• WORK INSTRUCTIONS
Images should be left out, and everything else in the listing reproduced exactly.
━━━━
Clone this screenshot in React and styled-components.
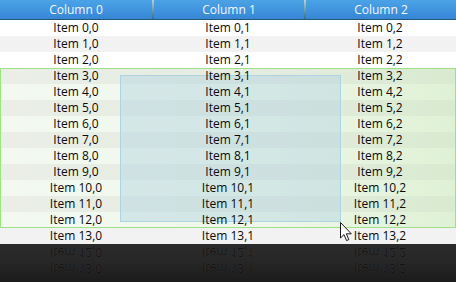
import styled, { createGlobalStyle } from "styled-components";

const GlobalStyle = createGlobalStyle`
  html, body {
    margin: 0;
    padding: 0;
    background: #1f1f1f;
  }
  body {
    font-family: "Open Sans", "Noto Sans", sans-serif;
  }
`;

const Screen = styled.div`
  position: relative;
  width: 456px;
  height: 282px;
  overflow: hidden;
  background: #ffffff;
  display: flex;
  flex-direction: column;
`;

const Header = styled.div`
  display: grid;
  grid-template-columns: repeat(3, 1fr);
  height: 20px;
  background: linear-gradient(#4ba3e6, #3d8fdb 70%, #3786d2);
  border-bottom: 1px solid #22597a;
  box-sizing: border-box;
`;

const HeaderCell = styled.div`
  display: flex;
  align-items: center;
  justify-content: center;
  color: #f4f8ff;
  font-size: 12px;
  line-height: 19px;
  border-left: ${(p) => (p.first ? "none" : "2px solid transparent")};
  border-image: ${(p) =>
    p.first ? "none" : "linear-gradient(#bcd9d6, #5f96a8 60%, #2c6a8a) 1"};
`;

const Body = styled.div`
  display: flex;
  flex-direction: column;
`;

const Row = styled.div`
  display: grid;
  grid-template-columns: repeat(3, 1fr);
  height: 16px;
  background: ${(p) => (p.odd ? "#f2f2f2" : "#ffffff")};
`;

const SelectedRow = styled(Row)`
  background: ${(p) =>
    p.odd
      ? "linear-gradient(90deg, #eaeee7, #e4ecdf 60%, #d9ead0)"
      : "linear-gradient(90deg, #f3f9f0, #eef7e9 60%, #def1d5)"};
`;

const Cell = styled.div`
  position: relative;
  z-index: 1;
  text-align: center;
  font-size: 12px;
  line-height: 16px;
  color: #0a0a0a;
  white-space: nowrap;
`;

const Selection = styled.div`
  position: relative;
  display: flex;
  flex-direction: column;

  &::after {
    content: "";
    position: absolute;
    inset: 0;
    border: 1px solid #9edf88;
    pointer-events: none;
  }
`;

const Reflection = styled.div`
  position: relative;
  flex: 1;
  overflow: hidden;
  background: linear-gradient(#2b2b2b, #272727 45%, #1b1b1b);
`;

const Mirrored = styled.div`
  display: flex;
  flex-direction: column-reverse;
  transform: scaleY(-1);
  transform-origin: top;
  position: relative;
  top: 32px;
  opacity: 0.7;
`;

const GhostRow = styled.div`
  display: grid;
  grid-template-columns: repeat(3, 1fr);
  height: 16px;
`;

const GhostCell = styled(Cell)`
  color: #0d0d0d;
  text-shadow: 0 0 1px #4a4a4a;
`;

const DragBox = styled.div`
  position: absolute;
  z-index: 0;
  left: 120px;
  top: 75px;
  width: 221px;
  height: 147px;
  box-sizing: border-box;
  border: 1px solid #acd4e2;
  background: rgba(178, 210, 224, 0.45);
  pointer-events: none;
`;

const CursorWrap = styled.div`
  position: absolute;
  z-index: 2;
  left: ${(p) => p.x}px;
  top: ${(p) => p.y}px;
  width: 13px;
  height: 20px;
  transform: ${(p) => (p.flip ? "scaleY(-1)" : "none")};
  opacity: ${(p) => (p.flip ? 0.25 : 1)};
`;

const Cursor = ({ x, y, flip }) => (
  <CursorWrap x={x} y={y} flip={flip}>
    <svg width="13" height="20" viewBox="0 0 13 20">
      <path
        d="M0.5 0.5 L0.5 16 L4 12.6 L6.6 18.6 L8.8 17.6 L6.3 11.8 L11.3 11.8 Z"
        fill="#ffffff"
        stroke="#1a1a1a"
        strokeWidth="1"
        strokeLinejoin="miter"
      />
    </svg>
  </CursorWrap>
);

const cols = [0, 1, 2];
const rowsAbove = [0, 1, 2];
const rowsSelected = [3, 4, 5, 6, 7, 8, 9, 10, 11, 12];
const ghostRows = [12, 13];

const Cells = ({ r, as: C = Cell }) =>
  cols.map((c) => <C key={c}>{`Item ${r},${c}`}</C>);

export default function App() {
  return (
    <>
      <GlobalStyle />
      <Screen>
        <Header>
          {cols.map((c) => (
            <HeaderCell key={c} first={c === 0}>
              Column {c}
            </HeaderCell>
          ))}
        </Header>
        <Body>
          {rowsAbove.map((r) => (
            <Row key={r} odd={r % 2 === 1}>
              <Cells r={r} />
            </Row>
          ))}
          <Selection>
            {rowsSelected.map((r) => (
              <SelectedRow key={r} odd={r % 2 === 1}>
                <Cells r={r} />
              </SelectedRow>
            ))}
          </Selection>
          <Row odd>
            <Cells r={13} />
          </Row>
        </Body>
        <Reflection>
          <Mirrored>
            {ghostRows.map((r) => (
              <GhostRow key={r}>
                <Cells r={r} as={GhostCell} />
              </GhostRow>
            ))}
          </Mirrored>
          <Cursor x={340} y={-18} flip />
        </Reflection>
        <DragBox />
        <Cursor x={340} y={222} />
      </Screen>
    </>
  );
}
━━━━
• WRITTEN RESPONSE
Clone this screenshot in React and styled-components.
import styled, { createGlobalStyle } from "styled-components";

const GlobalStyle = createGlobalStyle`
  html, body {
    margin: 0;
    padding: 0;
    background: #1f1f1f;
  }
  body {
    font-family: "Open Sans", "Noto Sans", sans-serif;
  }
`;

const Screen = styled.div`
  position: relative;
  width: 456px;
  height: 282px;
  overflow: hidden;
  background: #ffffff;
  display: flex;
  flex-direction: column;
`;

const Header = styled.div`
  display: grid;
  grid-template-columns: repeat(3, 1fr);
  height: 20px;
  background: linear-gradient(#4ba3e6, #3d8fdb 70%, #3786d2);
  border-bottom: 1px solid #22597a;
  box-sizing: border-box;
`;

const HeaderCell = styled.div`
  display: flex;
  align-items: center;
  justify-content: center;
  color: #f4f8ff;
  font-size: 12px;
  line-height: 19px;
  border-left: ${(p) => (p.first ? "none" : "2px solid transparent")};
  border-image: ${(p) =>
    p.first ? "none" : "linear-gradient(#bcd9d6, #5f96a8 60%, #2c6a8a) 1"};
`;

const Body = styled.div`
  display: flex;
  flex-direction: column;
`;

const Row = styled.div`
  display: grid;
  grid-template-columns: repeat(3, 1fr);
  height: 16px;
  background: ${(p) => (p.odd ? "#f2f2f2" : "#ffffff")};
`;

const SelectedRow = styled(Row)`
  background: ${(p) =>
    p.odd
      ? "linear-gradient(90deg, #eaeee7, #e4ecdf 60%, #d9ead0)"
      : "linear-gradient(90deg, #f3f9f0, #eef7e9 60%, #def1d5)"};
`;

const Cell = styled.div`
  position: relative;
  z-index: 1;
  text-align: center;
  font-size: 12px;
  line-height: 16px;
  color: #0a0a0a;
  white-space: nowrap;
`;

const Selection = styled.div`
  position: relative;
  display: flex;
  flex-direction: column;

  &::after {
    content: "";
    position: absolute;
    inset: 0;
    border: 1px solid #9edf88;
    pointer-events: none;
  }
`;

const Reflection = styled.div`
  position: relative;
  flex: 1;
  overflow: hidden;
  background: linear-gradient(#2b2b2b, #272727 45%, #1b1b1b);
`;

const Mirrored = styled.div`
  display: flex;
  flex-direction: column-reverse;
  transform: scaleY(-1);
  transform-origin: top;
  position: relative;
  top: 32px;
  opacity: 0.7;
`;

const GhostRow = styled.div`
  display: grid;
  grid-template-columns: repeat(3, 1fr);
  height: 16px;
`;

const GhostCell = styled(Cell)`
  color: #0d0d0d;
  text-shadow: 0 0 1px #4a4a4a;
`;

const DragBox = styled.div`
  position: absolute;
  z-index: 0;
  left: 120px;
  top: 75px;
  width: 221px;
  height: 147px;
  box-sizing: border-box;
  border: 1px solid #acd4e2;
  background: rgba(178, 210, 224, 0.45);
  pointer-events: none;
`;

const CursorWrap = styled.div`
  position: absolute;
  z-index: 2;
  left: ${(p) => p.x}px;
  top: ${(p) => p.y}px;
  width: 13px;
  height: 20px;
  transform: ${(p) => (p.flip ? "scaleY(-1)" : "none")};
  opacity: ${(p) => (p.flip ? 0.25 : 1)};
`;

const Cursor = ({ x, y, flip }) => (
  <CursorWrap x={x} y={y} flip={flip}>
    <svg width="13" height="20" viewBox="0 0 13 20">
      <path
        d="M0.5 0.5 L0.5 16 L4 12.6 L6.6 18.6 L8.8 17.6 L6.3 11.8 L11.3 11.8 Z"
        fill="#ffffff"
        stroke="#1a1a1a"
        strokeWidth="1"
        strokeLinejoin="miter"
      />
    </svg>
  </CursorWrap>
);

const cols = [0, 1, 2];
const rowsAbove = [0, 1, 2];
const rowsSelected = [3, 4, 5, 6, 7, 8, 9, 10, 11, 12];
const ghostRows = [12, 13];

const Cells = ({ r, as: C = Cell }) =>
  cols.map((c) => <C key={c}>{`Item ${r},${c}`}</C>);

export default function App() {
  return (
    <>
      <GlobalStyle />
      <Screen>
        <Header>
          {cols.map((c) => (
            <HeaderCell key={c} first={c === 0}>
              Column {c}
            </HeaderCell>
          ))}
        </Header>
        <Body>
          {rowsAbove.map((r) => (
            <Row key={r} odd={r % 2 === 1}>
              <Cells r={r} />
            </Row>
          ))}
          <Selection>
            {rowsSelected.map((r) => (
              <SelectedRow key={r} odd={r % 2 === 1}>
                <Cells r={r} />
              </SelectedRow>
            ))}
          </Selection>
          <Row odd>
            <Cells r={13} />
          </Row>
        </Body>
        <Reflection>
          <Mirrored>
            {ghostRows.map((r) => (
              <GhostRow key={r}>
                <Cells r={r} as={GhostCell} />
              </GhostRow>
            ))}
          </Mirrored>
          <Cursor x={340} y={-18} flip />
        </Reflection>
        <DragBox />
        <Cursor x={340} y={222} />
      </Screen>
    </>
  );
}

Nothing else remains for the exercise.